Craig MedredAlaska Dispatch

If there was any confusion lingering from July about whether Alaska would or would not create a health care exchange, here's some clarity: Alaska will not -- repeat, will not -- be managing the marketplace its citizens will soon use to purchase their own health insurance.

Gov. Sean Parnell announced last summer that his administration had decided not to create an exchange, and his spokesperson confirmed that policy position Thursday as a federal deadline looms, Friday, for states to submit plans for their health insurance markets.

Exchanges are just one piece of the health care reform puzzle. Because Alaska's health department opted not to develop an exchange, Alaskans will have to rely on a health insurance exchange designed by the Department of Health and Human Services in Washington, D.C.  Think of Expedia or Esurance -- online marketplaces to shop and compare for a product, in this case, health insurance -- and you'll have a basic idea of what the exchange is. Read more.

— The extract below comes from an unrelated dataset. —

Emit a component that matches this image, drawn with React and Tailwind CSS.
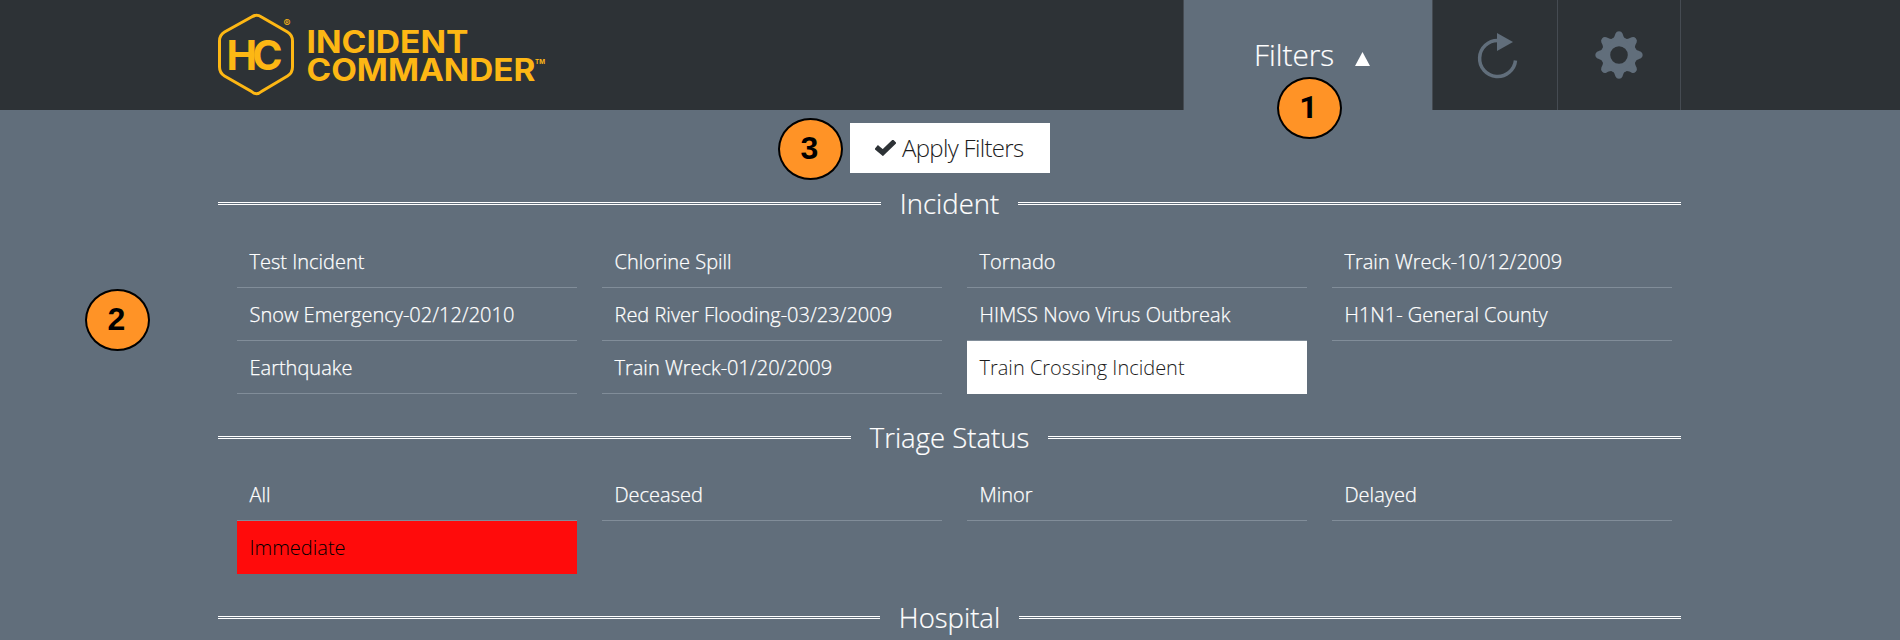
const INCIDENTS = [
  "Test Incident",
  "Chlorine Spill",
  "Tornado",
  "Train Wreck-10/12/2009",
  "Snow Emergency-02/12/2010",
  "Red River Flooding-03/23/2009",
  "HIMSS Novo Virus Outbreak",
  "H1N1- General County",
  "Earthquake",
  "Train Wreck-01/20/2009",
  "Train Crossing Incident",
];
const TRIAGE = ["All", "Deceased", "Minor", "Delayed", "Immediate"];

const ACTIVE = {
  "Train Crossing Incident": "bg-white text-[#1c1c1c] border-white",
  Immediate: "bg-[#ff0b0b] text-black border-[#ff0b0b]",
};

function Logo() {
  return (
    <svg className="block h-[110px] w-[330px]" viewBox="218 0 330 110" fill="#fdb714">
      <path
        d="M251.500 17 Q256.500 13.700 261.500 17 L287.500 32 Q292.500 35 292.500 41 V67 Q292.500 73 287.500 76 L261.500 91.500 Q256.500 96 251.500 91.500 L224.500 76 Q219.500 73 219.500 67 V41 Q219.500 35 224.500 32 Z"
        fill="none"
        stroke="#fdb714"
        strokeWidth="3"
      />
      <g fontFamily="Inter, sans-serif" fontWeight="700">
        <text x="226.500" y="70" fontSize="41" textLength="56" lengthAdjust="spacing">HC</text>
        <text fontSize="31" fontWeight="650">
          <tspan x="306.500" y="53.300" textLength="162" lengthAdjust="spacingAndGlyphs">INCIDENT</tspan>
          <tspan x="306.500" y="81.300" textLength="229" lengthAdjust="spacingAndGlyphs">COMMANDER</tspan>
        </text>
        <text x="535" y="63.500" fontSize="6.500" textLength="10" lengthAdjust="spacingAndGlyphs">TM</text>
        <text x="283.500" y="26.500" fontSize="10.500" fontWeight="500">®</text>
      </g>
    </svg>
  );
}

function Badge({ n, className }) {
  return (
    <div
      className={`absolute flex h-[62px] w-[65px] items-center justify-center rounded-[50%] border-2 border-black bg-[#ff9326] pr-[2px] text-[32px] leading-none font-bold text-black ${className}`}
    >
      {n}
    </div>
  );
}

function Heading({ children }) {
  return (
    <div className="flex h-[38px] items-center gap-[19px] text-[27.5px] leading-[38px] [-webkit-text-stroke:0.2px_white]">
      <span className="h-[3px] flex-1 border-y border-white" />
      <h2 className="pt-0.5">{children}</h2>
      <span className="h-[3px] flex-1 border-y border-white" />
    </div>
  );
}

function Options({ items }) {
  return (
    <ul className="grid grid-cols-4 gap-x-[25px] pr-[9px] pl-[19px] text-[20px]">
      {items.map((t) => (
        <li
          key={t}
          className={`h-[53px] border-b pl-[12.5px] leading-[54px] ${ACTIVE[t] || "border-[#818d99] [-webkit-text-stroke:0.25px_white]"}`}
        >
          {t}
        </li>
      ))}
    </ul>
  );
}

export default function App() {
  return (
    <div className="relative h-[640px] overflow-hidden bg-[#616e7b] font-['Open_Sans',sans-serif] font-light text-white">
      <header className="h-[110px] bg-[#2d3236]">
        <div className="ml-[218px] flex h-full w-[1463px]">
          <Logo />
          <nav className="ml-auto flex h-full">
            <div className="flex w-[249px] items-center border-l border-[#454b52] bg-[#616e7b] pl-[70px] text-[29.8px]">
              <span className="w-[81px] whitespace-nowrap [-webkit-text-stroke:0.2px_white]">Filters</span>
              <svg className="mt-[7px] ml-[20px] h-[14px] w-[15px]" viewBox="0 0 15 14">
                <path d="M7.500 0 15 14H0z" fill="#fff" />
              </svg>
            </div>
            <div className="flex w-[126px] items-center justify-center border-x border-[#454b52]">
              <svg className="ml-1 h-[50px] w-[42px]" viewBox="1476 30 42 50">
                <path d="M1498 40.500 A18 18 0 1 0 1515.500 60.500" fill="none" stroke="#616e7b" strokeWidth="3.500" />
                <path d="M1497 33 1513 42 1497 51z" fill="#616e7b" />
              </svg>
            </div>
            <div className="flex w-[123px] items-center justify-center border-r border-[#454b52]">
              <svg className="h-12 w-12" viewBox="-24 -24 48 48" fill="#616e7b">
                <circle r="13.300" fill="none" stroke="#616e7b" strokeWidth="9" />
                {[0, 45, 90, 135, 180, 225, 270, 315].map((a) => (
                  <path key={a} transform={`rotate(${a})`} d="M-8.500 -15 C-4.500 -17 -4.500 -19 -3.500 -21.500 Q-2.500 -23.700 0 -23.700 Q2.500 -23.700 3.500 -21.500 C4.500 -19 4.500 -17 8.500 -15z" />
                ))}
              </svg>
            </div>
          </nav>
        </div>
      </header>

      <main className="ml-[218px] w-[1463px]">
        <div className="flex pt-[13px] pl-[632px]">
          <button className="flex h-[50px] w-[200px] items-center bg-white pl-[25px] text-[24px] tracking-[-0.68px] text-[#1c1c1c]">
            <svg className="mr-[6px] h-4 w-[21px]" viewBox="0 0 21 16">
              <path d="M3.200 8.700 7.800 12.600 17.800 3" fill="none" stroke="#2d3236" strokeWidth="5.200" strokeLinecap="square" />
            </svg>
            <span className="whitespace-nowrap">Apply Filters</span>
          </button>
        </div>
        <section className="pt-[11px]">
          <Heading>Incident</Heading>
          <div className="h-[13px]" />
          <Options items={INCIDENTS} />
        </section>
        <section className="pt-6">
          <Heading>Triage Status</Heading>
          <div className="h-3" />
          <Options items={TRIAGE} />
        </section>
        <section className="pt-6">
          <Heading>Hospital</Heading>
        </section>
      </main>

      <Badge n="1" className="top-[77px] left-[1277px] pb-0.5 font-['Roboto',sans-serif]" />
      <Badge n="2" className="top-[289px] left-[85px] pb-0.5 font-['Liberation_Sans',sans-serif]" />
      <Badge n="3" className="top-[118px] left-[778px] pb-0.5 font-['Liberation_Sans',sans-serif]" />
    </div>
  );
}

Health insurance exchanges are required under the health care reform law, passed by Congress in 2010 and upheld in June by the U.S. Supreme Court as the "law of the land" over objections by 26 states, including Alaska, which had sued to reject implementing the law.

Alaskans will qualify for benefits of the massive legislation regardless of the state's objections, according to a spokesperson for the U.S. Health and Human Services Department who spoke with Alaska Dispatch in the wake of the court ruling. But that means Alaskans will also face penalties for not purchasing health insurance as the law mandates. More: Affordable Care Act (PDF)

The real question on the health news beat is whether Parnell will opt out of expanding Medicaid as its envisioned under the health reform legislation. That option was opened up to states under the Supreme Court ruling. The expansion would bring thousands of Alaskans into the health-care system, giving them access to physicians and getting them out of emergency room primary care.

Read much more about Medicaid expansion's benefits.

EDITOR'S NOTE: This story was updated Nov. 16 to clarify that a spokesperson for the U.S. Health and Human Services Department -- not the Alaska DHSS -- said Alaskans would qualify for Affordable Care Act benefits regardless of state objections.